1.5.3.3 Example 3 \(\left ( xy-2x\right ) y^{\prime }=y-y^{2}+3x^{2}y^{3}\)
Given
\[ \left ( xy-2x\right ) y^{\prime }=y-y^{2}+3x^{2}y^{3}\]
We start by normalizing this to form \(\left ( y+g\right ) y^{\prime }=f_{0}+f_{1}y+f_{2}y^{2}+f_{3}y^{3}\) by dividing by \(x\neq 0\) which gives
\[ \left ( y-2\right ) y^{\prime }=\frac {1}{x}y-\frac {1}{x}y^{2}+3xy^{3}\]

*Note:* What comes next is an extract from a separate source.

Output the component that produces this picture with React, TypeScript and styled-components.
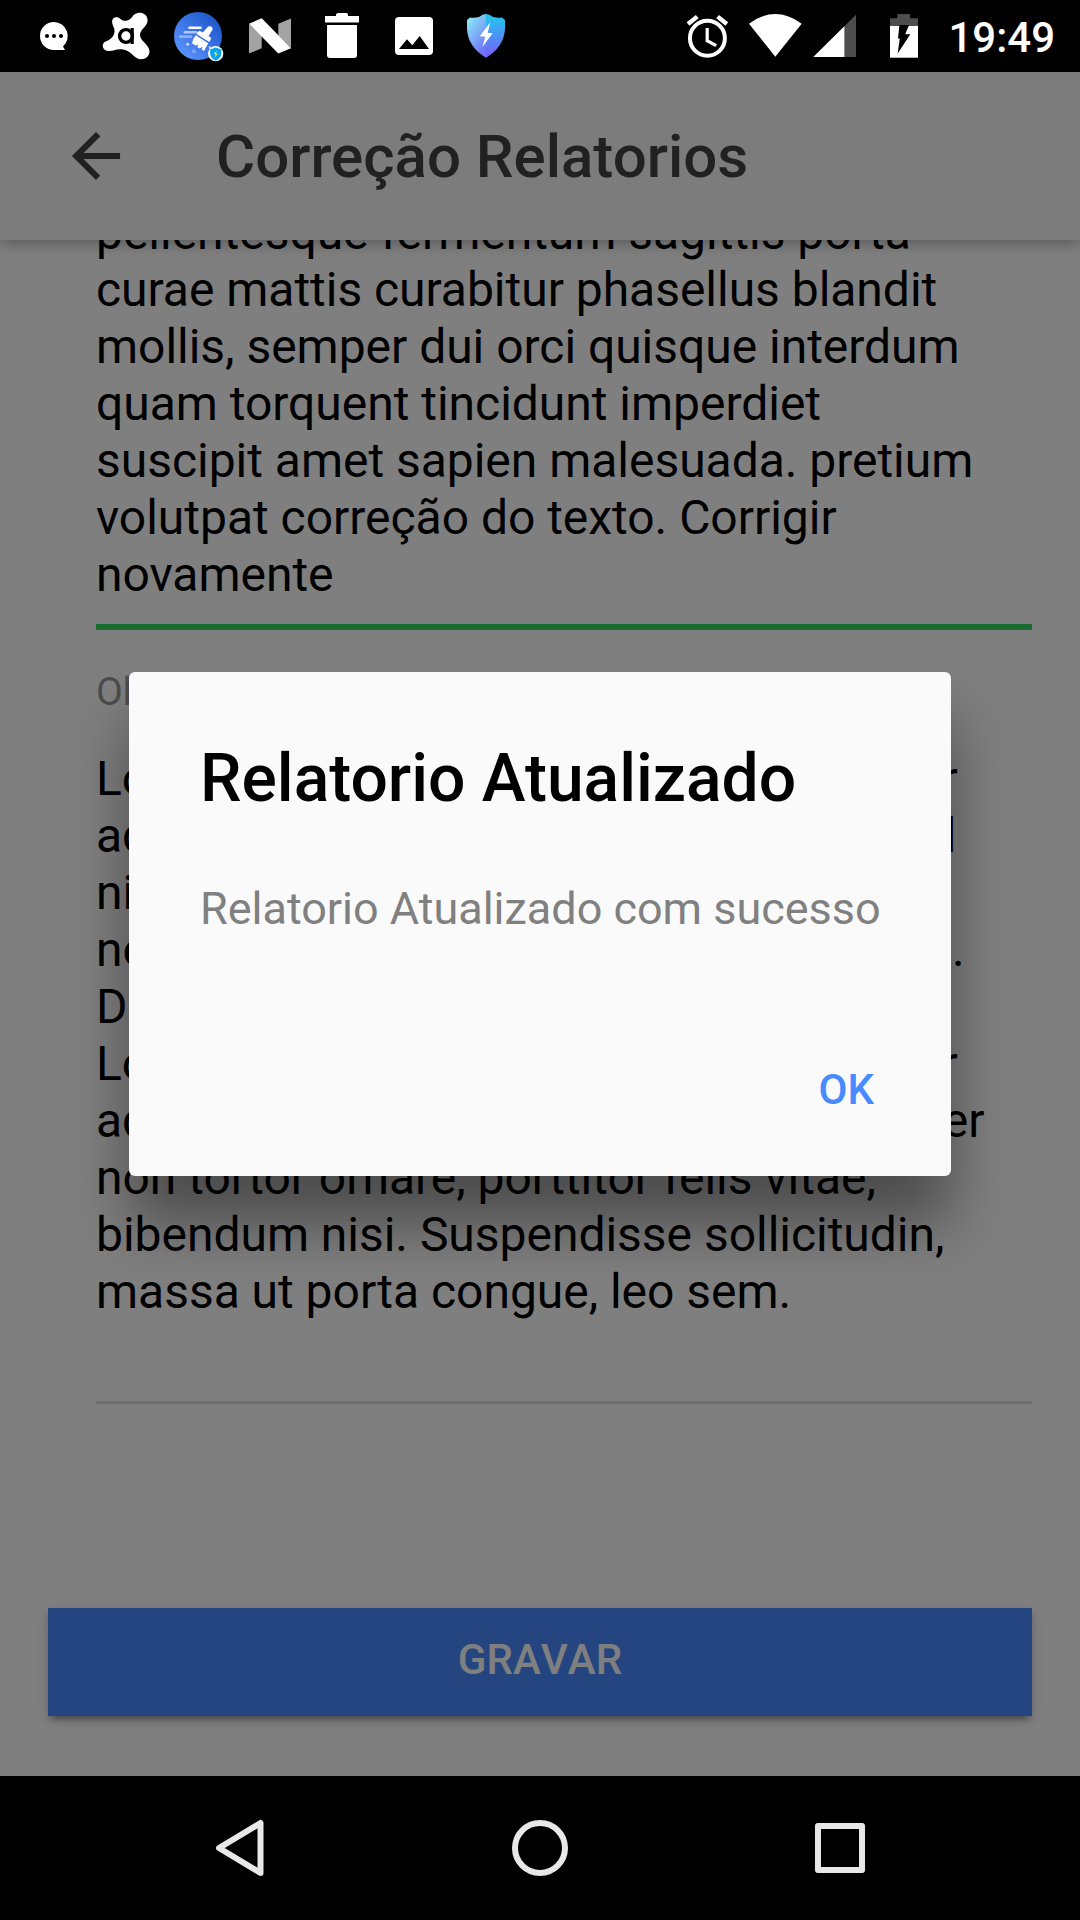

Comparing this to (1) \(\left ( y+g\right ) y^{\prime }=f_{0}+f_{1}y+f_{2}y^{2}+f_{3}y^{3}\) shows that
\begin{align*} g & =-2\\ f_{0} & =0\\ f_{1} & =\frac {1}{x}\\ f_{2} & =-\frac {1}{x}\\ f_{3} & =3x \end{align*}
Applying the transformation in (2) gives
\begin{align*} y & =\frac {1}{u}-g\\ y & =\frac {1}{u}+2 \end{align*}
Results in the ode (4)
\begin{equation} u^{\prime }=k_{0}+k_{1}u+k_{2}u^{2}+k_{3}u^{3} \tag {3}\end{equation}
Where, using (5) gives
\begin{align*} k_{0} & =-f_{3}\\ & =-3x\\ k_{1} & =3gf_{3}-f_{2}\\ & =3\left ( -2\right ) \left ( 3x\right ) +\frac {1}{x}\\ & =-18x+\frac {1}{x}\\ k_{2} & =-3g^{2}f_{3}+2gf_{2}-g^{\prime }-f_{1}\\ & =-3\left ( -2\right ) ^{2}\left ( 3x\right ) +2\left ( -2\right ) \left ( -\frac {1}{x}\right ) -\frac {1}{x}\\ & =-\frac {3}{x}\left ( 12x^{2}-1\right ) \\ k_{3} & =g^{3}f_{3}-g^{2}f_{2}+f_{1}g-f_{0}\\ & =\left ( -8\right ) \left ( 3x\right ) -\left ( -2\right ) ^{2}\left ( -\frac {1}{x}\right ) +\frac {1}{x}\left ( -2\right ) \\ & =-\frac {2}{x}\left ( 12x^{2}-1\right ) \end{align*}
Hence (3) becomes
\begin{align*} u^{\prime } & =k_{0}+k_{1}u+k_{2}u^{2}+k_{3}u^{3}\\ & =-3x+\left ( -18x+\frac {1}{x}\right ) u+\left ( -\frac {3}{x}\left ( 12x^{2}-1\right ) \right ) u^{2}+\left ( -\frac {2}{x}\left ( 12x^{2}-1\right ) \right ) u^{3}\end{align*}
Which is Abel first kind.